A experiência de assistir a “Tudo em Todo Lugar ao Mesmo Tempo” foi única. Tive uma mistura de sentimentos; me senti incompetente por não ter entendido e, minutos depois, me senti um gênio por ter entendido. Fiquei alguns bons minutos sentado, olhando para o nada, e pensando: “Caracas, é assim que se faz um bom filme de multiverso; aprende aí, Marvel”. E essa sequência de reações foi se repetindo a cada novo filme da A24 que saía da watchlist do meu Letterboxd e ia para a minha lista dos melhores filmes. Poderia passar horas aqui escrevendo sobre cada experiência específica que tive com esses filmes, mas, como a atenção dos leitores só consegue ser mantida por, em média, 3 minutos, vou relatar apenas os momentos transcendentais que tive com Moonlight, que oficializou minha carteirinha ao culto da A24, e o mais recente adicionado à lista dos melhores filmes que já vi na vida, I Saw the TV Glow.


Cena de Moonlight
Cena de Moonlight (imagem/Reprodução: A24)

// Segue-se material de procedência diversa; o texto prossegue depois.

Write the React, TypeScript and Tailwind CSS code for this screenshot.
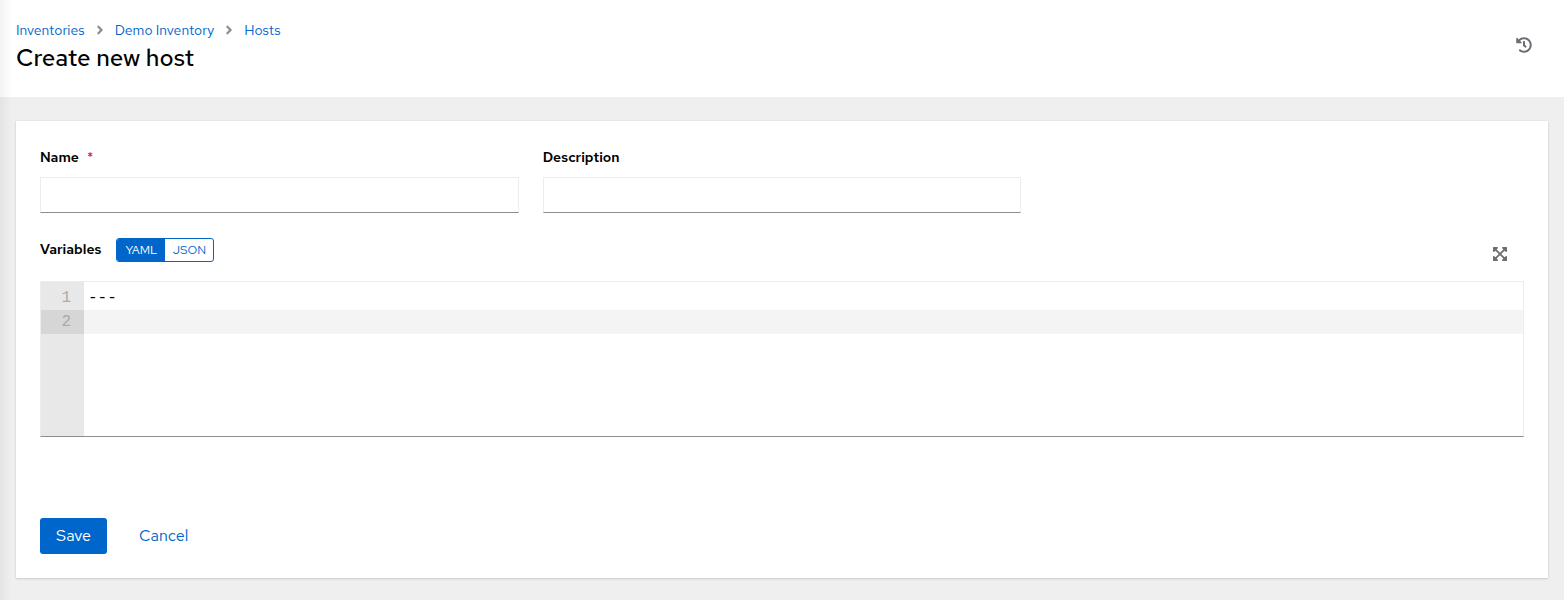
import { useState } from 'react';
import { FaAngleRight, FaExpandArrowsAlt, FaHistory } from 'react-icons/fa';

type Mode = 'yaml' | 'json';

const crumbs = ['Inventories', 'Demo Inventory'];

function VariablesEditor({ value, onChange }: { value: string; onChange: (value: string) => void }) {
  const lines = value.split('\n');
  const [activeLine, setActiveLine] = useState(lines.length - 1);

  const trackCaret = (el: HTMLTextAreaElement) => {
    setActiveLine(el.value.slice(0, el.selectionStart).split('\n').length - 1);
  };

  return (
    <div className="flex min-h-39 border border-[#ededed] border-b-[#8a8d90] font-['Liberation_Mono',monospace] text-base leading-6">
      <div className="w-[43px] bg-[#e8e8e8] pt-1 text-right text-[#aaaaaa]">
        {lines.map((_, i) => (
          <div key={i} className={i === activeLine ? 'bg-[#d6d6d6] pr-[13px]' : 'pr-[13px]'}>
            {i + 1}
          </div>
        ))}
      </div>
      <div className="relative flex-1 pt-1">
        {lines.map((_, i) => (
          <div key={i} className={i === activeLine ? 'h-6 bg-[#f4f4f4]' : 'h-6'} />
        ))}
        <textarea
          id="variables"
          value={value}
          spellCheck={false}
          onChange={(e) => {
            onChange(e.target.value);
            trackCaret(e.target);
          }}
          onSelect={(e) => trackCaret(e.currentTarget)}
          className="absolute inset-0 h-full w-full resize-none overflow-hidden bg-transparent px-1 pt-1 text-black outline-none"
        />
      </div>
    </div>
  );
}

export default function App() {
  const [name, setName] = useState('');
  const [description, setDescription] = useState('');
  const [mode, setMode] = useState<Mode>('yaml');
  const [variables, setVariables] = useState('---\n');

  const switchMode = (next: Mode) => {
    setMode(next);
    setVariables(next === 'yaml' ? '---\n' : '{}');
  };

  const inputClass =
    'h-9 w-full border border-[#ededed] border-b-[#8a8d90] bg-white px-2 text-base outline-none focus:border-b-[#0066cc]';

  return (
    <div className="relative min-h-screen bg-[#efefef] font-['Red_Hat_Text',Inter,sans-serif] text-[#151515]">
      {/* Header */}
      <header className="flex items-start justify-between bg-white px-4 pt-5 pb-5">
        <div>
          <nav aria-label="Breadcrumb" className="flex items-center text-sm leading-5">
            {crumbs.map((crumb) => (
              <div key={crumb} className="flex items-center">
                <a href="#" className="text-[#0066cc] hover:underline">{crumb}</a>
                <FaAngleRight className="mx-2 h-3.5 w-3.5 text-[#8a8d90]" />
              </div>
            ))}
            <a href="#" className="text-[#0066cc] hover:underline">Hosts</a>
          </nav>
          <h1 className="pb-[1px] text-2xl leading-9 font-medium text-black">
            Create new host
          </h1>
        </div>
        <button type="button" aria-label="View activity stream" className="mt-[9px] px-4 py-2 text-[#6a6e73]">
          <FaHistory className="h-4 w-4" />
        </button>
      </header>

      <main className="px-4 py-6">
        <form
          onSubmit={(e) => e.preventDefault()}
          className="bg-white p-6 shadow-[0_1px_2px_rgba(3,3,3,0.12),0_0_2px_rgba(3,3,3,0.08)]"
        >
          <div className="grid grid-cols-3 gap-6">
            <div>
              <label htmlFor="name" className="mb-2 flex gap-2 text-sm leading-6 font-semibold text-black">
                Name <span className="font-normal text-[#c9190b]">*</span>
              </label>
              <input id="name" type="text" required value={name} onChange={(e) => setName(e.target.value)} className={inputClass} />
            </div>
            <div>
              <label htmlFor="description" className="mb-2 flex text-sm leading-6 font-semibold text-black">
                Description
              </label>
              <input
                id="description"
                type="text"
                value={description}
                onChange={(e) => setDescription(e.target.value)}
                className={inputClass}
              />
            </div>
          </div>

          {/* Variables */}
          <div className="mt-[25px] mb-[11px] flex items-start justify-between">
            <div className="flex items-start gap-[15px]">
              <label htmlFor="variables" className="text-sm leading-[22px] font-semibold text-black">Variables</label>
              <div className="flex h-6 overflow-hidden rounded-[3px] border border-[#0066cc] text-xs">
                <button
                  type="button"
                  onClick={() => switchMode('yaml')}
                  className={mode === 'yaml' ? 'w-12 bg-[#0066cc] text-white' : 'w-12 text-[#0066cc]'}
                >
                  YAML
                </button>
                <button
                  type="button"
                  onClick={() => switchMode('json')}
                  className={mode === 'json' ? 'w-12 bg-[#0066cc] text-white' : 'w-12 text-[#0066cc]'}
                >
                  JSON
                </button>
              </div>
            </div>
            <button type="button" aria-label="Expand input" className="px-4 py-2 text-[#6a6e73]">
              <FaExpandArrowsAlt className="h-4 w-4" />
            </button>
          </div>
          <VariablesEditor value={variables} onChange={setVariables} />

          {/* Actions */}
          <div className="mt-[81px] flex gap-4 text-base">
            <button type="submit" className="h-9 rounded-[3px] bg-[#0066cc] px-4 text-white">Save</button>
            <button type="button" className="h-9 px-4 text-[#0066cc]">Cancel</button>
          </div>
        </form>
      </main>

      {/* Shadow cast by the sidebar */}
      <div className="pointer-events-none absolute inset-y-0 left-0 w-3 bg-linear-to-r from-black/5 to-transparent" />
    </div>
  );
}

Em Moonlight, acompanhamos três momentos da vida de Chiron, um jovem negro morador de uma comunidade pobre de Miami. Passando pela infância, adolescência e vida adulta de Chiron, somos transportados para uma narrativa repleta de sentimentos, sensações, subtextos, vivências, bullying, homofobia, aceitação, drogas, enfim, a vida de Chiron, por mais difícil que seja, nos é apresentada por meio de uma fotografia magnífica, uma trilha sonora com direito a Caetano Veloso e o uso do neon em cenas impressionantes, que nos entregam uma história intimista e totalmente relacionável. Sendo o filme mais barato a ganhar o Oscar de Melhor Filme, Moonlight tem a cara da A24, ao mesmo tempo que o filme é totalmente único por si só.

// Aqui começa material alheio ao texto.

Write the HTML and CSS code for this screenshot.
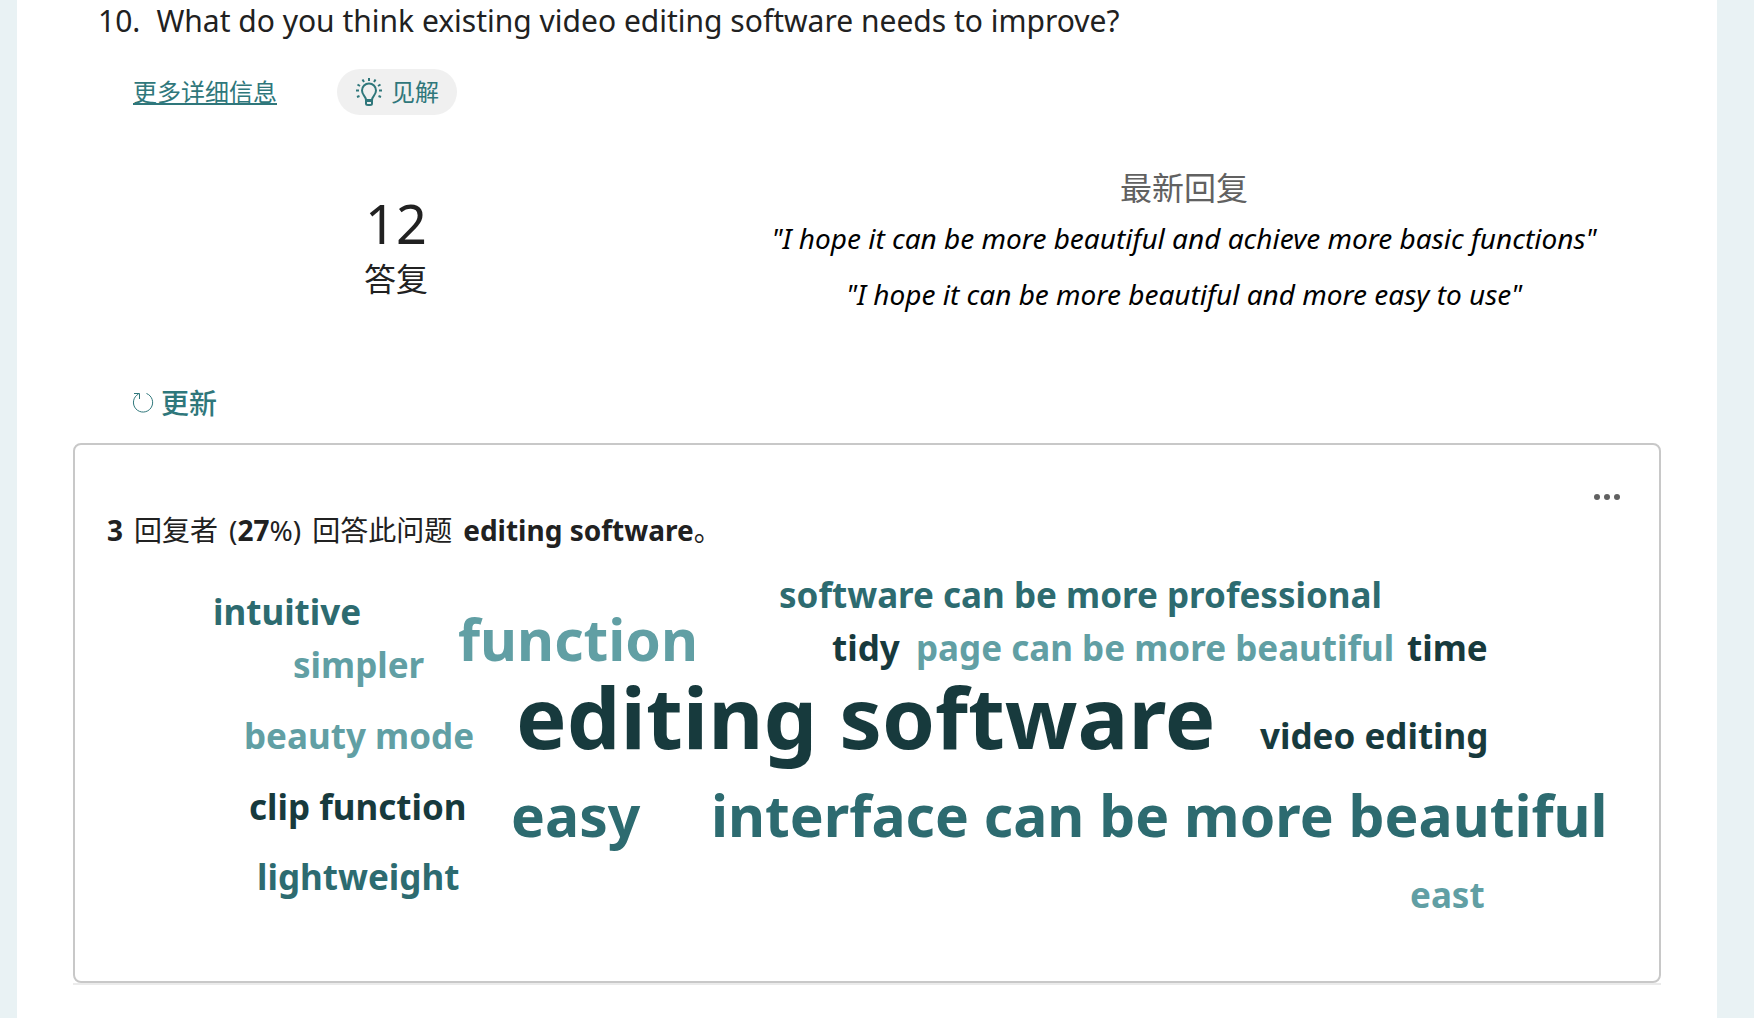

Agora, o mais novo “terror” lançado pela A24, é um daqueles filmes que dividem opiniões, tendo aqueles que amam e aqueles que odeiam. Logicamente, faço parte do time que ama e idolatra esse filme por toda a sua genialidade e construção confusa. O longa segue Owen, um adolescente que, após fazer amizade com uma aluna mais velha da escola, é apresentado a um tosco programa de TV pelo qual ele desenvolve uma fixação e dependência nada saudáveis. Eu sei, é estranho e parece bobo, e de fato, em uma primeira leitura, é só isso mesmo que fica do filme, mas, quando entramos em todas as nuances e paralelos dos medos da vida adulta, nas descobertas de sexualidade e gênero, no medo de decepcionar os outros, o filme, novamente com sua fotografia e cores neon, ganha um significado muito maior, e você nunca mais verá a frase “Ainda dá tempo” da mesma forma.

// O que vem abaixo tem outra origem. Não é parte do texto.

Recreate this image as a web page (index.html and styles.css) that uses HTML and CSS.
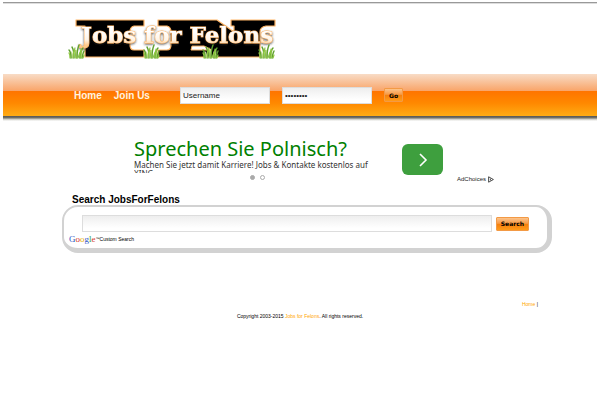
FILE: index.html
```html
<!DOCTYPE html>
<html lang="en">
<head>
  <meta charset="UTF-8">
  <meta name="viewport" content="width=device-width, initial-scale=1">
  <title>Jobs for Felons</title>
  <link rel="stylesheet" href="styles.css">
</head>
<body>

<header class="top">
  <div class="wrap">
    <a href="#" class="logo">
      <svg width="212" height="46" viewBox="0 0 212 46" role="img" aria-label="Jobs for Felons">
        <defs>
          <filter id="glow" x="-10%" y="-30%" width="120%" height="160%">
            <feDropShadow dx="0" dy="1" stdDeviation="1" flood-color="#222" flood-opacity="0.8"/>
          </filter>
          <linearGradient id="letters" x1="0" y1="0" x2="0" y2="1">
            <stop offset="0.4" stop-color="#ffffff"/>
            <stop offset="0.7" stop-color="#fff4e6"/>
            <stop offset="0.9" stop-color="#ffc98a"/>
          </linearGradient>
          <g id="grass" fill="none" stroke-linecap="round">
            <path stroke="#c9dfa0" stroke-width="3" d="M3 13L2 9M7 13V7M11 13L12 8"/>
            <path stroke="#5f9f2f" stroke-width="1.4" d="M2 14Q2 8 0 6M5 14Q5 6 3 3M8 14Q8 6 10 1M11 14Q11 7 14 4M13 14Q14 9 15 7"/>
            <path stroke="#8cc63f" stroke-width="1.2" d="M1 14Q1 10 0 9M4 14Q4 8 6 4M7 14Q6 8 6 6M9 14Q10 9 13 6M12 14Q12 10 12 5M14 14Q15 11 15 11"/>
          </g>
        </defs>
        <!-- big slab letters behind the name -->
        <g fill="#000" stroke="#ffb566" stroke-width="1.2" stroke-linejoin="round">
          <path d="M8 5H76V11H66Q62 12 62 17V30Q62 35 66 35H76V42H17V35V11H8Z"/>
          <path d="M90 5H149L166 17V11H163V5H207V11H198Q192 12 192 17V42H90V35H99Q103 35 103 30V17Q103 12 99 11H90Z"/>
        </g>
        <path d="M123 35L124 31H136L144 35Z" fill="#fff" stroke="#ffb566"/>
        <g class="logo-text" filter="url(#glow)">
          <text x="13" y="28" fill="url(#letters)" stroke="#ffb566" stroke-width="1" paint-order="stroke">Jobs for Felons</text>
        </g>
        <use href="#grass" x="1" y="29"/>
        <use href="#grass" x="76" y="29"/>
        <use href="#grass" x="135" y="29"/>
        <use href="#grass" x="191" y="29"/>
      </svg>
    </a>
  </div>
</header>

<div class="bar">
  <div class="wrap bar-inner">
    <nav>
      <a href="#">Home</a>
      <a href="#">Join Us</a>
    </nav>
    <form class="login">
      <input type="text" value="Username" aria-label="Username">
      <input type="password" value="password" aria-label="Password">
      <button type="submit" class="btn">Go</button>
    </form>
  </div>
</div>

<main class="wrap">
  <section class="ad">
    <div class="ad-text">
      <a href="#" class="ad-title">Sprechen Sie Polnisch?</a>
      <p>Machen Sie jetzt damit Karriere! Jobs &amp; Kontakte kostenlos auf XING</p>
      <div class="dots"><span class="dot on"></span><span class="dot"></span></div>
    </div>
    <div class="ad-side">
      <button type="button" class="ad-go" aria-label="Open">
        <svg width="10" height="14" viewBox="0 0 10 14"><path d="M2 1L8 7L2 13" fill="none" stroke="#fff" stroke-width="1.6"/></svg>
      </button>
      <a href="#" class="choices">AdChoices
        <svg width="6" height="7" viewBox="0 0 6 7"><path d="M.6 .8L5.4 3.5L.6 6.2ZM2.4 2.6V4.4" fill="none" stroke="#222" stroke-width=".8"/></svg>
      </a>
    </div>
  </section>

  <h2>Search JobsForFelons</h2>
  <form class="search">
    <div class="search-row">
      <input type="text" aria-label="Search">
      <button type="submit" class="btn">Search</button>
    </div>
    <div class="powered">
      <span class="google"><i class="b">G</i><i class="r">o</i><i class="y">o</i><i class="b">g</i><i class="g">l</i><i class="r">e</i></span><sup>™</sup>
      <span>Custom Search</span>
    </div>
  </form>
</main>

<footer class="wrap">
  <p class="links"><a href="#">Home</a> |</p>
  <p class="copy">Copyright 2003-2015 <a href="#">Jobs for Felons</a>. All rights reserved.</p>
</footer>

</body>
</html>
```
FILE: styles.css
```css
* {
  box-sizing: border-box;
}
body {
  margin: 2px 3px 0;
  background: #fff;
  color: #000;
  font-family: "Liberation Sans", Arial, sans-serif;
}
a {
  text-decoration: none;
}
.wrap {
  max-width: 476px;
  margin: 0 auto;
}

/* Header */
.top {
  height: 72px;
  border-top: 1px solid #999;
  box-shadow: inset 0 1px #ddd;
}
.logo {
  display: block;
  padding: 12px 0 0 6px;
}
.logo svg {
  display: block;
}
.logo-text {
  font-family: "DejaVu Serif", serif;
  font-weight: bold;
  font-size: 23px;
}

/* Orange bar */
.bar {
  height: 47px;
  background: linear-gradient(#f8dcc6 0, #f9a468 17px, #ff7400 17px, #ff8800 29px, #ffac14 42px, #555 42px, #77776c 44px, #c5c5bd 45px, #fff 47px);
}
.bar-inner {
  display: flex;
  align-items: center;
  height: 42px;
  padding-left: 12px;
}
nav {
  display: flex;
  gap: 12px;
  width: 106px;
}
nav a {
  color: #fff3e0;
  font-size: 10px;
  font-weight: bold;
}
.login {
  display: flex;
  align-items: center;
  gap: 12px;
}
input {
  border: 1px solid #ddd;
  background: linear-gradient(#eee, #fff 12px);
  font-family: "Liberation Sans", Arial, sans-serif;
  font-size: 8px;
  color: #222;
}
.login input {
  width: 90px;
  height: 17px;
  padding: 0 2px;
}
.btn {
  border: 1px solid #f39a45;
  border-radius: 1px;
  background: linear-gradient(#fcc48c, #f79a45 45%, #f57f0c 50%, #ff9b1a);
  font-family: "DejaVu Sans", sans-serif;
  font-weight: bold;
  font-size: 6px;
  height: 14px;
  padding: 0 4px;
  color: #000;
}

/* Advert */
.ad {
  display: flex;
  height: 73px;
  padding: 16px 0 0 72px;
}
.ad-text {
  width: 268px;
  font-family: "Noto Sans", sans-serif;
}
.ad-title {
  display: block;
  color: #008000;
  font-size: 20px;
  line-height: 23px;
  white-space: nowrap;
}
.ad-text p {
  margin: 0;
  height: 13px;
  padding-right: 20px;
  overflow: hidden;
  color: #333;
  font-size: 8px;
  line-height: 9px;
}
.dots {
  display: flex;
  justify-content: center;
  gap: 5px;
  padding: 2px 22px 0 0;
}
.dot {
  width: 5px;
  height: 5px;
  border: 1px solid #aaa;
  border-radius: 50%;
}
.dot.on {
  background: #aaa;
}
.ad-side {
  display: flex;
  flex-direction: column;
  align-items: flex-start;
  padding-top: 7px;
}
.ad-go {
  display: flex;
  align-items: center;
  justify-content: center;
  width: 41px;
  height: 31px;
  border: 0;
  border-radius: 6px;
  background: #3e9f3e;
}
.choices {
  display: flex;
  align-items: center;
  gap: 2px;
  margin-left: 55px;
  color: #222;
  font-size: 6px;
  line-height: 8px;
}

/* Search box */
h2 {
  margin: 0 0 0 10px;
  font-size: 10px;
  line-height: 11px;
}
.search {
  margin-right: -14px;
  border: solid #d2d2d2;
  border-width: 2px 5px 5px 2px;
  border-radius: 16px;
  padding: 8px 18px 3px 5px;
}
.search-row {
  display: flex;
  align-items: center;
  gap: 4px;
  padding-left: 13px;
}
.search-row input {
  flex: 1;
  min-width: 0;
  height: 17px;
}
.powered {
  display: flex;
  align-items: center;
  height: 13px;
  font-size: 5px;
}
.powered sup {
  font-size: 4px;
}
.google {
  font-family: "Liberation Serif", serif;
  font-size: 9px;
}
.google i {
  font-style: normal;
}
.b { color: #2a56c6; }
.r { color: #d93a2b; }
.y { color: #e8b10c; }
.g { color: #2f9e44; }

/* Footer */
footer {
  padding-top: 48px;
  font-size: 5px;
  line-height: 6px;
}
footer p {
  margin: 0;
}
footer a {
  color: #ffa500;
}
.links {
  text-align: right;
}
.copy {
  padding-top: 6px;
  text-align: center;
}
```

Bom, que sou um grande fã da A24 já ficou óbvio. Não só como cinéfilo, mas também como estudante de comunicação que acha incrível como a produtora usa as redes sociais e as mídias não tradicionais para promover seus filmes. Embora não tenha dito diretamente como suas produções mudaram minha relação com o cinema, digo abertamente aqui que passar por essas experiências foi muito necessário para o desenvolvimento do meu senso crítico, além de ter me feito ser mais aberto a produções que vão além dos filmes que ocupam mais da metade das salas de cinema.


Os filmes mencionados acima foram de suma importância para que eu percebesse que além do entretenimento, a experiência de ver um longa é capaz de te despertar sentimentos, atiçar a curiosidade, brincar com suas percepções e se tornar algo marcante, algo que as vezes vai se pegar pensando aleatoriamente da mensagem passada durante aquelas duas horas. Agradeço aos filmes da A24 por sempre me apresentarem algo novo, muitas vezes bizarro e principalmente reflexivo. Deixo o convite àqueles que queiram conhecer o trabalho dessa magnífica produtora: faça como eu, vá sem esperar nada e escolha o filme que, em qualquer outra situação, você não assistiria.